Leonardo experimentierte beim letzten Abendmahl hingegen mit einer Secco-Technik (italienisch „a secco“; zu Deutsch „aufs Trockene“). Er grundierte die Wand mit einem Leim-Kreide-Gemisch und malte mit einer fetten Temperafarbe aus Farbpigmenten und Eigelb auf die trockene Fläche. Diese Technik ermöglichte Übermalungen, Malpausen und Flexibilität, hatte aber einen ungeahnten Nachteil: Die Farbe hielt nicht lange auf der Grundierung und diese nicht auf dem Mauerwerk. Bereits 1517 wurde über erste Schäden am Gemälde berichtet. Feuchtigkeit und Schimmel taten ihr Übriges – die Farbschicht wurde brüchig und blätterte ab.
Verschlimmbesserung
Etliche Restaurierungsversuche – seit Anfang des 18. Jahrhunderts etwa alle 50 Jahre - waren die Folge. Diverse „Spezialmittel“ aus dubiosen Materialien waren im Einsatz, und einen nachhaltigen Verlust verursachte das Herausschneiden der Türöffnung in der unteren Bildmitte, dem die Beine Christi zum Opfer fielen. Selbst vor tierischen Ausdünstungen war das letzte Abendmahl nicht gefeit: 1799 wurde das Refektorium von napoleonischen Truppen als Baracke und Stall genutzt. Den Zweiten Weltkrieg überstand das Werk hingegen – wie durch ein Wunder – ohne größere Schäden, obwohl ein Bombenangriff 1943 das Gebäude stark beschädigte.

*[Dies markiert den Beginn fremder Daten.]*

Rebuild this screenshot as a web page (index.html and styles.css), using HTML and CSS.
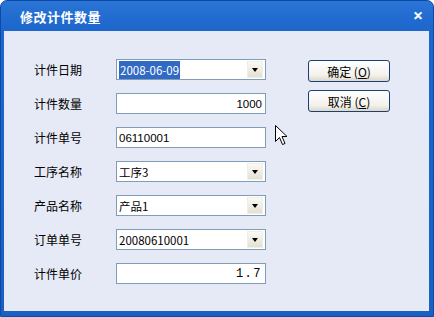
FILE: index.html
```html
<!DOCTYPE html>
<html lang="zh-CN">
<head>
    <meta charset="UTF-8">
    <meta name="viewport" content="width=device-width, initial-scale=1.0">
    <title>修改计件数量</title>
    <link rel="stylesheet" href="styles.css">
</head>
<body>
    <div class="window">
        <div class="titlebar">
            <span class="title">修改计件数量</span>
            <span class="close">&#x2715;</span>
        </div>
        <div class="panel">
            <div class="form">
                <div class="row">
                    <label>计件日期</label>
                    <div class="field combo"><span class="text"><span class="selected">2008-06-09</span></span><span class="drop"></span></div>
                </div>
                <div class="row">
                    <label>计件数量</label>
                    <div class="field num"><span class="text">1000</span></div>
                </div>
                <div class="row">
                    <label>计件单号</label>
                    <div class="field"><span class="text">06110001</span></div>
                </div>
                <div class="row">
                    <label>工序名称</label>
                    <div class="field combo"><span class="text">工序3</span><span class="drop"></span></div>
                </div>
                <div class="row">
                    <label>产品名称</label>
                    <div class="field combo"><span class="text">产品1</span><span class="drop"></span></div>
                </div>
                <div class="row">
                    <label>订单单号</label>
                    <div class="field combo"><span class="text">20080610001</span><span class="drop"></span></div>
                </div>
                <div class="row">
                    <label>计件单价</label>
                    <div class="field num"><span class="text mono">1.7</span></div>
                </div>
            </div>
            <div class="buttons">
                <button class="btn">确定 (<u>O</u>)</button>
                <button class="btn">取消 (<u>C</u>)</button>
            </div>
            <!-- mouse pointer -->
            <svg class="cursor" width="13" height="21" viewBox="0 0 13 21">
                <path d="M0.5 0.5 L0.5 16.5 L4.5 12.5 L7.5 19.5 L10 18.5 L7 11.5 L12 11.5 Z" fill="#fff" stroke="#000" stroke-width="1"/>
            </svg>
        </div>
    </div>
</body>
</html>
```

FILE: styles.css
```css
/* Page */
body {
    margin: 0;
    background: #ffffff;
    font-family: "Noto Sans CJK SC", "Liberation Sans", sans-serif;
    font-size: 12px;
}

/* Window frame */
.window {
    width: 434px;
    height: 317px;
    box-sizing: border-box;
    display: flex;
    flex-direction: column;
    background: linear-gradient(to bottom, #2a74d6 0px, #1c66cc 30px, #1a5fc2 100%);
    border-radius: 7px 7px 0 0;
    border: 1px solid #0b4aa6;
}

.titlebar {
    height: 30px;
    display: flex;
    align-items: center;
    justify-content: space-between;
    padding: 0 10px 0 19px;
    color: #ffffff;
}
.title {
    font-size: 13px;
    font-weight: bold;
    letter-spacing: 0.5px;
}
.close {
    font-size: 12px;
    font-weight: bold;
    font-family: "DejaVu Sans", sans-serif;
    -webkit-text-stroke: 0.6px #ffffff;
}

/* Client area */
.panel {
    position: relative;
    flex: 1;
    margin: 0 4px 5px 3px;
    background: #e6eaf6;
    display: flex;
    padding: 28px 0 0 30px;
}

.form {
    display: flex;
    flex-direction: column;
    gap: 13px;
}
.row {
    display: flex;
    align-items: center;
    height: 21px;
}
.row label {
    width: 82px;
    color: #000000;
    font-size: 12px;
}

/* Text boxes and combo boxes */
.field {
    width: 150px;
    height: 21px;
    box-sizing: border-box;
    border: 1px solid #7f9db9;
    background: #ffffff;
    display: flex;
    align-items: center;
    padding: 0 2px 0 2px;
    font-family: "Liberation Sans", "Noto Sans CJK SC", sans-serif;
    font-size: 11.5px;
    color: #000000;
}
.field .text {
    flex: 1;
    white-space: nowrap;
}
.field.num .text {
    text-align: right;
    padding-right: 1px;
}
.mono {
    font-family: "Liberation Mono", monospace;
    font-size: 12px;
    letter-spacing: 1.5px;
}
.selected {
    background: #316ac5;
    color: #ffffff;
    padding: 1px 1px;
}
.combo .text {
    font-family: "Noto Sans CJK SC", "Liberation Sans", sans-serif;
}
.drop {
    width: 16px;
    height: 17px;
    box-sizing: border-box;
    border: 1px solid #f0efe6;
    background: linear-gradient(to bottom, #faf9f4, #e4e1d2);
    position: relative;
}
.drop::after {
    content: "";
    position: absolute;
    left: 3.5px;
    top: 6px;
    border-left: 3.5px solid transparent;
    border-right: 3.5px solid transparent;
    border-top: 4px solid #000000;
}

/* Buttons */
.buttons {
    display: flex;
    flex-direction: column;
    gap: 8px;
    margin-left: 42px;
    padding-top: 1px;
}
.btn {
    width: 82px;
    height: 22px;
    border: 1px solid #1c3f78;
    border-radius: 3px;
    background: linear-gradient(to bottom, #ffffff, #f3f2ec 70%, #dcd8c8);
    font-family: "Noto Sans CJK SC", "Liberation Sans", sans-serif;
    font-size: 12px;
    color: #000000;
    padding: 0;
}

/* Mouse pointer over the dialog */
.cursor {
    position: absolute;
    left: 271px;
    top: 94px;
}
```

Erst zwischen 1977 und 1999 konnte der fortschreitende Verfall aufgehalten werden. Die gut gemeinten, aber schädlichen Wundermittel, Öle und Lacke wurden aufwendig entfernt. Zahlreiche Details wurden wieder sichtbar und die Leuchtkraft der Farben kam – wenn auch nur partiell – wieder zum Vorschein. Heute zählt das letzte Abendmahl zum UNESCO-Weltkulturerbe. Besucherscharen aus aller Welt strömen ins Refektorium des Klosters Santa Maria delle Grazie in Mailand, um das berühmte Wandbild zu bestaunen, wenn auch in gedämpftem Licht, gefilterter Luft und nur für 15 Minuten – länger ist der Aufenthalt in dem Raum nicht gestattet.
Quellen:
- Stiftung Kloster Dalheim. LWL-Landesmuseum für Klosterkultur, Ingo Grabowsky [Hrsg.]: „Leonardo da Vinci: Das letzte Abendmahl. Begleitheft zur Sonderausstellung der Stiftung Kloster Dalheim. LWL-Landesmuseum für Klosterkultur vom 11. Mai bis 21. November 2021, Lichtenau-Dalheim, 2021.
- Johannes Nathan, Frank Zöllner: „Leonardo da Vinci. Sämtliche Gemälde und Zeichnungen.“ Bd. 1, Köln, 2011.